Supreme Court of Florida
Jan 27, 1988
517 So. 2d 664 (Fla. 1988)

Summary

holding that the statement, "I think I might need an attorney" was an equivocal request for counsel

Summary of this case from Cillo v. State

Opinion

No. 67103.

November 12, 1987. Rehearing Denied January 27, 1988.

Appeal from the Circuit Court, Pasco County, Ray E. Ulmer, Jr., J.

James Marion Moorman, Public Defender, Tenth Judicial Circuit, and W.C. McLain, Asst. Public Defender, Chief, Capital Appeals, Bartow, for appellant.

Robert A. Butterworth, Atty. Gen., and James A. Young, Asst. Atty. Gen., Tampa, for appellee.

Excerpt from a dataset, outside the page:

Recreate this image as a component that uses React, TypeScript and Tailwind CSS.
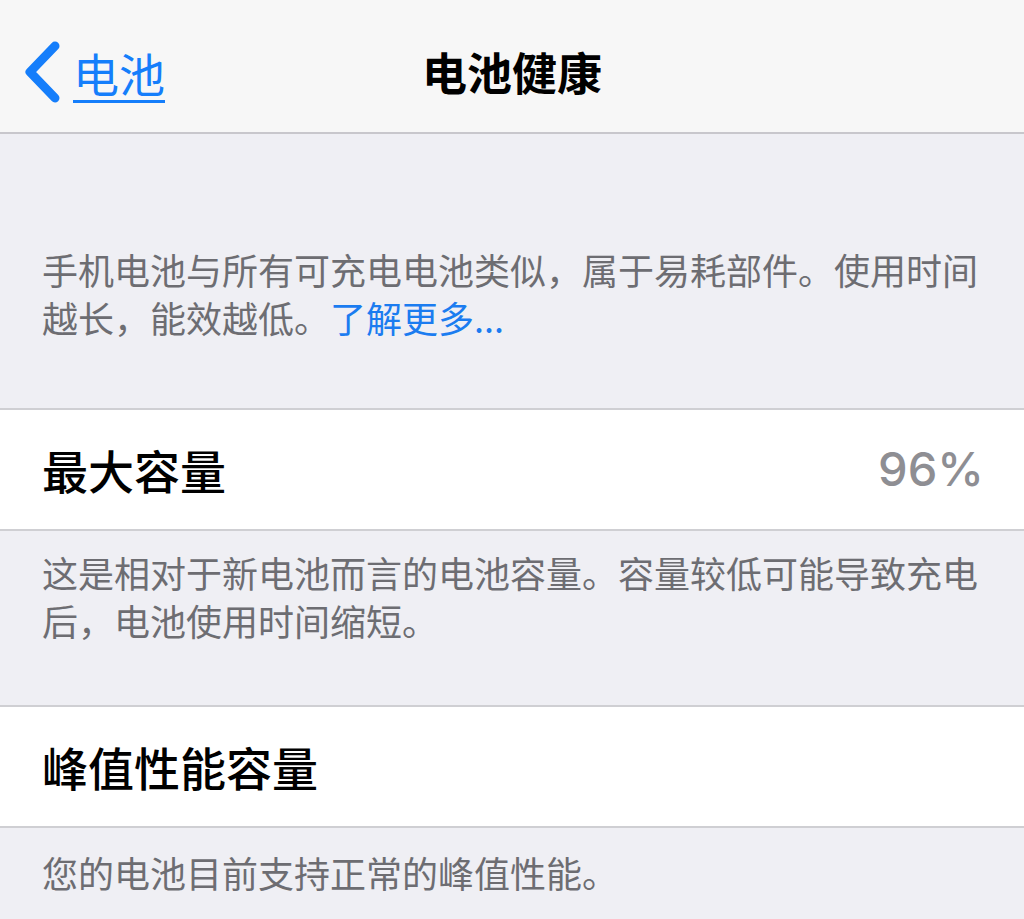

Robert Joe Long appeals his conviction for first-degree murder and his sentence of death imposed by the trial judge in accordance with the jury's recommendation. We have jurisdiction, article V, section 3(b)(1), Florida Constitution. For the reasons expressed below, we find we are mandated by the United States Supreme Court decisions in Miranda v. Arizona, 384 U.S. 436, 86 S.Ct. 1602, 16 L.Ed.2d 694 (1966), and Edwards v. Arizona, 451 U.S. 477, 101 S.Ct. 1880, 68 L.Ed.2d 378 (1981), to vacate appellant's conviction and sentence and remand for a new trial.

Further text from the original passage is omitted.